### What you are asked to do
Leave out the pictures, then reproduce the rest of the material exactly.

### Stored data
+ + + +
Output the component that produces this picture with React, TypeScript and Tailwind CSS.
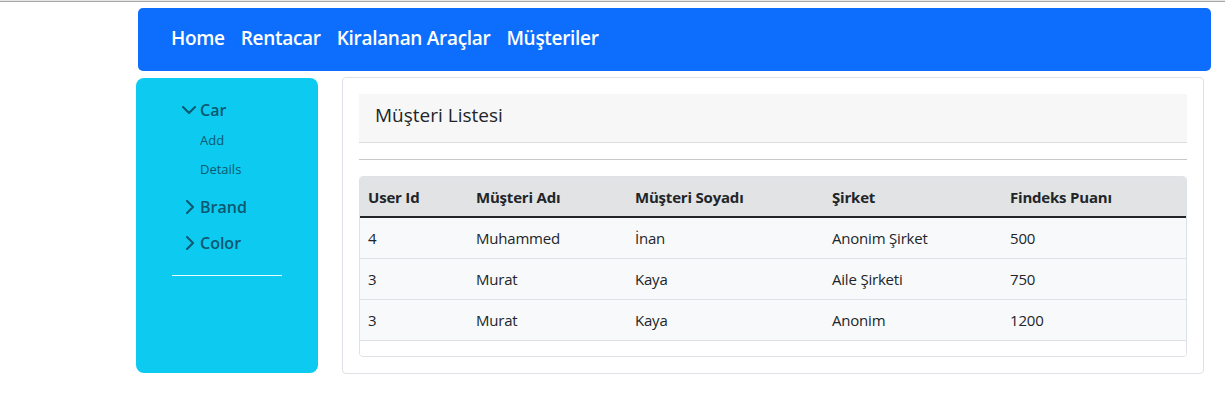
import React from "react";

const font = { fontFamily: '"Open Sans", "Noto Sans", Arial, sans-serif' };

const rows = [
  ["4", "Muhammed", "İnan", "Anonim Şirket", "500"],
  ["3", "Murat", "Kaya", "Aile Şirketi", "750"],
  ["3", "Murat", "Kaya", "Anonim", "1200"],
];

const colW = ["w-[108px]", "w-[159px]", "w-[197px]", "w-[178px]", "w-[184px]"];

function ChevDown() {
  return (
    <svg width="14" height="8" viewBox="0 0 14 8" className="mr-[4px]" fill="none">
      <polyline points="1,1 7,7 13,1" stroke="currentColor" strokeWidth="2" strokeLinecap="round" strokeLinejoin="round" />
    </svg>
  );
}

function ChevRight() {
  return (
    <svg width="8" height="14" viewBox="0 0 8 14" className="mr-[6px]" fill="none">
      <polyline points="1,1 7,7 1,13" stroke="currentColor" strokeWidth="2" strokeLinecap="round" strokeLinejoin="round" />
    </svg>
  );
}

export default function App() {
  return (
    <div className="w-[1225px] h-[409px] bg-white overflow-hidden text-[#212529]" style={font}>
      <div className="h-[1px] bg-[#e5e5e5]" />
      <div className="h-[1px] bg-[#a8a8a8]" />
      <nav className="ml-[138px] mt-[6px] w-[1073px] h-[63px] rounded-[5px] bg-[#0d6efd] flex items-center pl-[33px] gap-[16px] pb-[3px]">
        {["Home", "Rentacar", "Kiralanan Araçlar", "Müşteriler"].map((t) => (
          <span key={t} className="text-white text-[19px] font-semibold tracking-[-0.3px]">
            {t}
          </span>
        ))}
      </nav>
      <div className="flex mt-[6px]">
        <aside className="ml-[136px] mt-[1px] w-[182px] h-[295px] rounded-[8px] bg-[#0dcaf0] pt-[20px] text-[#0b5870]">
          <div className="flex items-center h-[24px] pl-[46px]">
            <ChevDown />
            <span className="text-[16px] font-semibold">Car</span>
          </div>
          <div className="mt-[8px] h-[22px] pl-[64px] text-[13px] flex items-center">Add</div>
          <div className="mt-[7px] h-[22px] pl-[64px] text-[13px] flex items-center">Details</div>
          <div className="mt-[14px] flex items-center h-[24px] pl-[50px]">
            <ChevRight />
            <span className="text-[16px] font-semibold">Brand</span>
          </div>
          <div className="mt-[12px] flex items-center h-[24px] pl-[50px]">
            <ChevRight />
            <span className="text-[16px] font-semibold">Color</span>
          </div>
          <div className="mt-[20px] ml-[36px] w-[110px] h-[1px] bg-white/90" />
        </aside>
        <main className="ml-[24px] w-[862px] h-[297px] border border-[#dee2e6] rounded-[4px] p-[16px]">
          <div className="h-[49px] bg-[#f7f7f7] border-b border-[#dcdcdc] flex items-center pl-[16px] pb-[5px]">
            <span className="text-[19px] text-[#212529]">Müşteri Listesi</span>
          </div>
          <div className="mt-[16px] h-[1px] bg-[#c8c8c8]" />
          <div className="mt-[16px] h-[181px] border border-[#dee2e6] rounded-[4px] overflow-hidden bg-[#f8f9fa]">
            <div className="flex h-[41px] bg-[#e2e3e5] border-b-2 border-[#212529] items-center pt-[1px]">
              {["User Id", "Müşteri Adı", "Müşteri Soyadı", "Şirket", "Findeks Puanı"].map((h, i) => (
                <div key={h} className={`${colW[i]} pl-[8px] text-[15px] font-bold tracking-[-0.2px]`}>
                  {h}
                </div>
              ))}
            </div>
            {rows.map((r, ri) => (
              <div key={ri} className="flex h-[41px] items-center border-b border-[#dee2e6] bg-[#f8f9fa]">
                {r.map((c, i) => (
                  <div key={i} className={`${colW[i]} pl-[8px] text-[15px] tracking-[-0.2px]`}>
                    {c}
                  </div>
                ))}
              </div>
            ))}
            <div className="h-[15px] bg-white" />
          </div>
        </main>
      </div>
    </div>
  );
}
+ + + +
### The answer
Output the component that produces this picture with React, TypeScript and Tailwind CSS.
import React from "react";

const font = { fontFamily: '"Open Sans", "Noto Sans", Arial, sans-serif' };

const rows = [
  ["4", "Muhammed", "İnan", "Anonim Şirket", "500"],
  ["3", "Murat", "Kaya", "Aile Şirketi", "750"],
  ["3", "Murat", "Kaya", "Anonim", "1200"],
];

const colW = ["w-[108px]", "w-[159px]", "w-[197px]", "w-[178px]", "w-[184px]"];

function ChevDown() {
  return (
    <svg width="14" height="8" viewBox="0 0 14 8" className="mr-[4px]" fill="none">
      <polyline points="1,1 7,7 13,1" stroke="currentColor" strokeWidth="2" strokeLinecap="round" strokeLinejoin="round" />
    </svg>
  );
}

function ChevRight() {
  return (
    <svg width="8" height="14" viewBox="0 0 8 14" className="mr-[6px]" fill="none">
      <polyline points="1,1 7,7 1,13" stroke="currentColor" strokeWidth="2" strokeLinecap="round" strokeLinejoin="round" />
    </svg>
  );
}

export default function App() {
  return (
    <div className="w-[1225px] h-[409px] bg-white overflow-hidden text-[#212529]" style={font}>
      <div className="h-[1px] bg-[#e5e5e5]" />
      <div className="h-[1px] bg-[#a8a8a8]" />
      <nav className="ml-[138px] mt-[6px] w-[1073px] h-[63px] rounded-[5px] bg-[#0d6efd] flex items-center pl-[33px] gap-[16px] pb-[3px]">
        {["Home", "Rentacar", "Kiralanan Araçlar", "Müşteriler"].map((t) => (
          <span key={t} className="text-white text-[19px] font-semibold tracking-[-0.3px]">
            {t}
          </span>
        ))}
      </nav>
      <div className="flex mt-[6px]">
        <aside className="ml-[136px] mt-[1px] w-[182px] h-[295px] rounded-[8px] bg-[#0dcaf0] pt-[20px] text-[#0b5870]">
          <div className="flex items-center h-[24px] pl-[46px]">
            <ChevDown />
            <span className="text-[16px] font-semibold">Car</span>
          </div>
          <div className="mt-[8px] h-[22px] pl-[64px] text-[13px] flex items-center">Add</div>
          <div className="mt-[7px] h-[22px] pl-[64px] text-[13px] flex items-center">Details</div>
          <div className="mt-[14px] flex items-center h-[24px] pl-[50px]">
            <ChevRight />
            <span className="text-[16px] font-semibold">Brand</span>
          </div>
          <div className="mt-[12px] flex items-center h-[24px] pl-[50px]">
            <ChevRight />
            <span className="text-[16px] font-semibold">Color</span>
          </div>
          <div className="mt-[20px] ml-[36px] w-[110px] h-[1px] bg-white/90" />
        </aside>
        <main className="ml-[24px] w-[862px] h-[297px] border border-[#dee2e6] rounded-[4px] p-[16px]">
          <div className="h-[49px] bg-[#f7f7f7] border-b border-[#dcdcdc] flex items-center pl-[16px] pb-[5px]">
            <span className="text-[19px] text-[#212529]">Müşteri Listesi</span>
          </div>
          <div className="mt-[16px] h-[1px] bg-[#c8c8c8]" />
          <div className="mt-[16px] h-[181px] border border-[#dee2e6] rounded-[4px] overflow-hidden bg-[#f8f9fa]">
            <div className="flex h-[41px] bg-[#e2e3e5] border-b-2 border-[#212529] items-center pt-[1px]">
              {["User Id", "Müşteri Adı", "Müşteri Soyadı", "Şirket", "Findeks Puanı"].map((h, i) => (
                <div key={h} className={`${colW[i]} pl-[8px] text-[15px] font-bold tracking-[-0.2px]`}>
                  {h}
                </div>
              ))}
            </div>
            {rows.map((r, ri) => (
              <div key={ri} className="flex h-[41px] items-center border-b border-[#dee2e6] bg-[#f8f9fa]">
                {r.map((c, i) => (
                  <div key={i} className={`${colW[i]} pl-[8px] text-[15px] tracking-[-0.2px]`}>
                    {c}
                  </div>
                ))}
              </div>
            ))}
            <div className="h-[15px] bg-white" />
          </div>
        </main>
      </div>
    </div>
  );
}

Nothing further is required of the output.